The other game I’ve been playing recently is a Turbografx-16 title called Blazing Lazers in the West, although in Japan it was released as Gunhed, a tie-in product for a live-action film based on a manga by Kia Asamiya. I haven’t seen the film and the manga doesn’t seem to be available in English, so what relation they have to a more-or-less stereotypical space-shooter, I couldn’t say. What I can say is that the Blazing Lazers is good simple fun.

It’s another vertically scrolling shooter, and it also has power ups that the player can collect. There are four types of weapons, spread shot, waves, a wide electrical current that mows down anything in its path, and a spinning balls that protect the ship. This is about as conventional as it gets, except that secondary power ups will change the range and spread of the weapons. My favorite is “field thunder,” which makes the third power up shoot out in waves that make patterns around the screen.
I didn’t think Blazing Lazers was as difficult as MUSHA, but it’s hardly as easy as your average platformer (for me, at least, being rather new to the genre). The sci-fi theme is not nearly so striking as MUSHA’s – no Noh theater mask gunships to be found here – but the weapon system is quite to my liking. Comparably simpler, but the sheer number of different combinations makes up for not being able to customize satellite support.
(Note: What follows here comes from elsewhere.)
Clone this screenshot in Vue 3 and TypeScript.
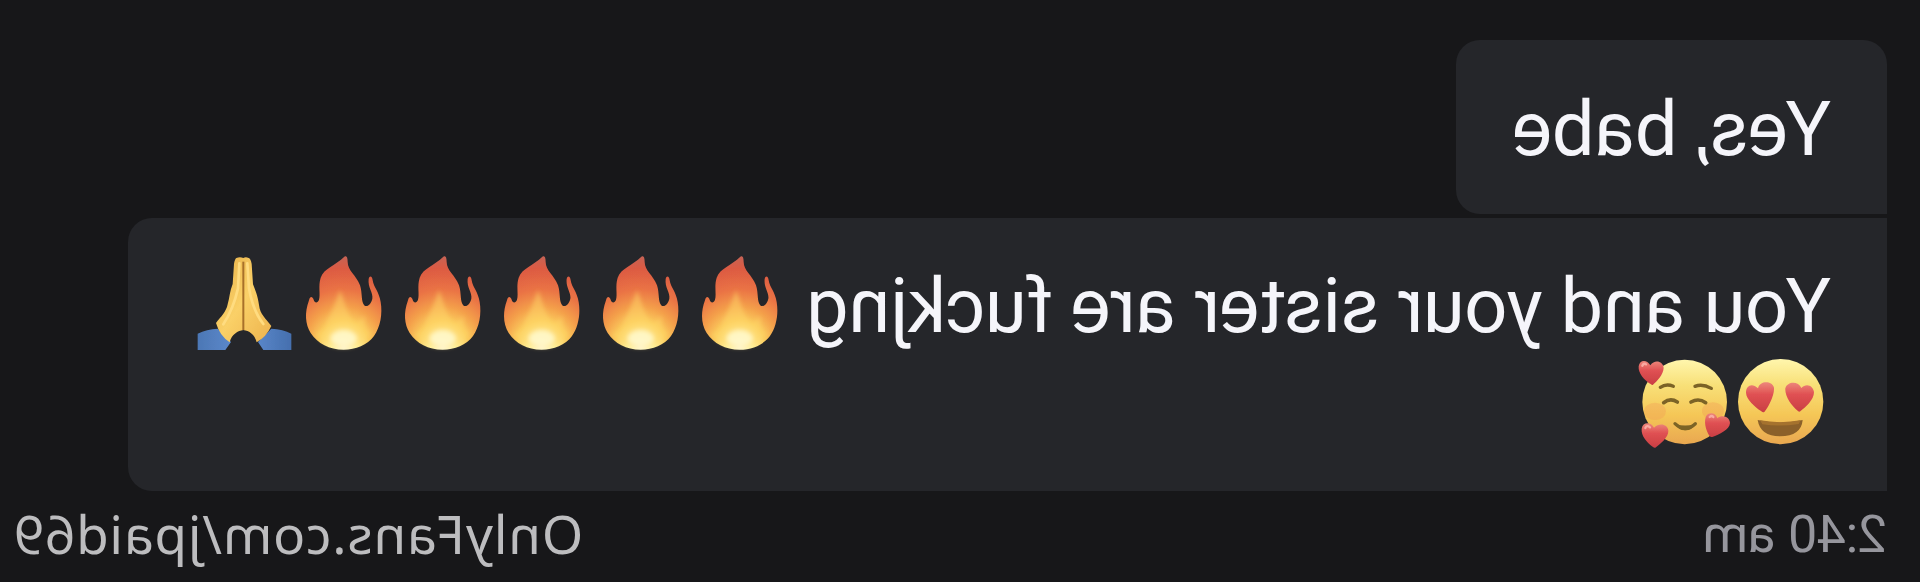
<script setup lang="ts">
const flames: number[] = [1, 2, 3, 4, 5]
</script>

<template>
  <main class="chat">
    <section class="bubble first">
      <span class="text yes">Yes, babe</span>
    </section>
    <section class="bubble second">
      <div class="line">
        <span class="text long">You and your sister are fuckjng</span>
        <svg v-for="n in flames" :key="n" class="emoji flip" viewBox="333 15 297 330">
          <defs>
            <radialGradient :id="'fire' + n" gradientUnits="userSpaceOnUse" cx="488" cy="318" r="275">
              <stop offset="0" stop-color="#fffce0" />
              <stop offset=".14" stop-color="#fff3a0" />
              <stop offset=".28" stop-color="#fbcb5c" />
              <stop offset=".43" stop-color="#f4a04b" />
              <stop offset=".62" stop-color="#ea7344" />
              <stop offset=".85" stop-color="#dc5a43" />
              <stop offset="1" stop-color="#c26558" />
            </radialGradient>
            <filter :id="'glow' + n"><feGaussianBlur stdDeviation="7" /></filter>
            <filter :id="'edge' + n"><feGaussianBlur stdDeviation="2" /></filter>
          </defs>
          <g :filter="`url(#edge${n})`">
            <path :fill="`url(#fire${n})`" d="M488 329C445 329 410 311 389 279C373 253 370 219 384 181C387 168 394 168 398 179C401 190 410 190 414 179C419 162 411 139 419 113C429 84 464 76 490 50C498 45 500 55 500 66C500 92 525 104 537 136C545 160 539 186 551 197C561 202 571 190 574 176C577 158 560 143 563 117C566 105 574 109 575 121C578 142 594 155 599 186C605 222 598 261 579 288C559 315 524 329 488 329Z" />
            <g :filter="`url(#glow${n})`">
              <path fill="#ffd867" opacity=".5" d="M402 278C421 280 434 265 440 240C451 220 464 185 477 150C492 185 500 230 518 246C531 250 540 240 550 226C548 259 556 275 570 276C550 309 524 324 488 324C447 324 417 303 402 278Z" />
              <ellipse cx="488" cy="295" rx="38" ry="24" fill="#fffddd" opacity=".7" />
            </g>
          </g>
        </svg>
        <svg class="emoji flip" viewBox="39 15 297 330">
          <defs>
            <linearGradient id="hand" x1="0" x2="1" y1="0" y2="1">
              <stop offset="0" stop-color="#e6ae47" />
              <stop offset=".5" stop-color="#fad067" />
              <stop offset="1" stop-color="#edb34e" />
            </linearGradient>
            <linearGradient id="sleeve" x1="0" x2="1">
              <stop offset="0" stop-color="#4c77b5" />
              <stop offset=".5" stop-color="#618fd3" />
              <stop offset="1" stop-color="#456fae" />
            </linearGradient>
            <filter id="soft"><feGaussianBlur stdDeviation="2" /></filter>
          </defs>
          <g filter="url(#soft)">
            <path fill="url(#sleeve)" d="M53 281Q80 267 113 266L153 306L136 330H53ZM334 281Q309 267 274 266L234 306L250 330H334Z" />
            <path fill="url(#hand)" d="M190 54Q180 49 169 54Q164 58 162 72L158 132C149 153 149 172 143 193C139 215 123 230 108 249Q119 287 149 307C155 283 174 272 190 270C207 272 224 283 230 307Q259 291 274 258C257 235 240 223 237 195C233 166 226 151 219 133L215 72Q212 55 206 54Q197 50 190 54Z" />
            <path fill="none" stroke="#a87029" stroke-width="6" d="M190 65V270" />
            <path fill="none" stroke="#ffdc80" stroke-width="8" stroke-linecap="round" d="M178 70L174 145Q160 207 130 253M202 70L207 145Q218 211 250 252" />
          </g>
        </svg>
      </div>
      <div class="line faces">
        <svg class="emoji small flip" viewBox="336 39 297 294">
          <defs>
            <linearGradient id="face" x1="0" x2="0" y1="0" y2="1">
              <stop offset="0" stop-color="#fff6ad" />
              <stop offset=".3" stop-color="#f8e078" />
              <stop offset=".65" stop-color="#f5c757" />
              <stop offset="1" stop-color="#e9a750" />
            </linearGradient>
            <linearGradient id="heart" x1="0" x2="0" y1="0" y2="1">
              <stop offset="0" stop-color="#ed877b" />
              <stop offset=".4" stop-color="#e05153" />
              <stop offset="1" stop-color="#c93e43" />
            </linearGradient>
          </defs>
          <g filter="url(#soft)">
            <circle cx="482" cy="185" r="128" fill="url(#face)" />
            <path fill="url(#heart)" d="M423 213C405 201 379 179 378 158C378 137 396 128 414 145C420 121 456 122 462 143C464 167 443 205 433 216Q429 219 423 213ZM534 213C514 197 494 168 496 145C502 123 536 123 544 144C559 128 580 137 582 157C582 180 556 202 541 214Q537 217 534 213Z" />
            <path fill="#8b602a" d="M413 240Q480 255 548 240Q544 288 480 289Q421 289 413 240Z" />
            <path fill="#a5722f" d="M420 241Q480 252 542 241L536 252Q480 261 427 253Z" />
          </g>
        </svg>
        <svg class="emoji small flip" viewBox="39 39 297 294">
          <g filter="url(#soft)">
            <circle cx="194" cy="186" r="127" fill="url(#face)" />
            <ellipse cx="105" cy="214" rx="33" ry="26" fill="#f19a55" opacity=".35" />
            <ellipse cx="279" cy="213" rx="33" ry="26" fill="#f19a55" opacity=".35" />
            <g fill="none" stroke="#7c6427" stroke-linecap="round" stroke-linejoin="round">
              <path stroke-width="10" d="M121 142Q139 130 160 139M225 139Q247 130 274 145" />
              <path stroke-width="11" d="M131 188Q151 173 172 186M213 186Q236 173 257 188" />
              <path stroke-width="10" d="M165 251Q195 280 226 251" />
            </g>
            <path fill="#7c6427" d="M165 251Q195 262 226 251Q218 270 195 271Q174 270 165 251Z" />
            <path fill="url(#heart)" d="M93 133C73 121 54 101 56 79C59 59 80 57 91 76C105 56 130 65 131 84C130 105 110 124 99 134Q96 136 93 133Z" />
            <path fill="url(#heart)" d="M99 321C80 306 63 288 65 266C68 246 92 244 102 263C117 247 143 251 145 272C146 292 120 312 106 323Q102 324 99 321Z" />
            <path fill="url(#heart)" d="M269 289C256 269 251 242 259 227C270 214 288 219 292 235C308 222 329 232 330 249C329 270 297 283 277 291Q272 292 269 289Z" />
            <path fill="none" stroke="#f8aaa2" stroke-width="7" stroke-linecap="round" d="M67 77Q71 68 78 73M76 264Q80 254 90 262M269 231Q275 225 280 231" />
          </g>
        </svg>
      </div>
    </section>
    <footer>
      <time>2:40 am</time>
      <span class="credit">OnlyFans.com/jpaid69</span>
    </footer>
  </main>
</template>

<style>
body { margin: 0; background: #171719; }
</style>

<style scoped>
.chat {
  box-sizing: border-box;
  width: 1920px;
  height: 582px;
  padding: 40px 0 0 33px;
  overflow: hidden;
  background: #171719;
  font-family: Roboto, sans-serif;
  transform: scaleX(-1);
}
.bubble { box-sizing: border-box; background: #25262a; padding-left: 56px; }
.first { width: 431px; height: 174px; padding-top: 44px; border-radius: 24px 24px 24px 0; }
.second { width: 1759px; height: 273px; margin-top: 4px; padding-top: 27px; border-radius: 0 24px 24px 0; }
.text { display: block; color: #f5f5fa; font-size: 76px; line-height: 90px; white-space: nowrap; letter-spacing: -.48px; }
.yes { letter-spacing: -.6px; }
.line { display: flex; height: 110px; }
.long { flex: 0 0 1044px; padding-top: 16px; }
.faces { height: 98px; margin-top: -2px; }
.emoji { display: block; flex: none; width: 99px; height: 110px; }
.small { height: 98px; }
.flip { transform: scaleX(-1); }
footer { display: flex; justify-content: space-between; padding-right: 13px; line-height: 62px; white-space: nowrap; }
time { padding-top: 13px; color: #96969d; font-size: 52px; letter-spacing: -.4px; }
.credit { padding-top: 12px; color: #bdbdbf; font-family: "Noto Sans", sans-serif; font-size: 53px; letter-spacing: .8px; }
</style>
Compile is one of those interesting Japanese developers whose games I have read about more often than I’ve played them. They were extremely active on the Japanese MSX computer scene, releasing disc magazines and games in all sorts of genres. They’re still around, sort-of, in the form of Compile Heart, a team made of former Compile employees whose games are published by Nippon Ichi. Compile Hearts most notable games in the US market are Record of Agarest War and Hyperdimension Neptunia, which…

Okay, the less said about those games, the better. Still, if they ever decide to stop pandering to creepy otaku types, there is hope that the development team formerly known as Compile could still craft games like MUSHA and Blazing Lazers. I may use them to whittle away my free time because I’m too tired to do anything else, but the level of craft that went into these games is both apparent and highly respectable.

And hopefully, I'll get around to watching some movies some time soon.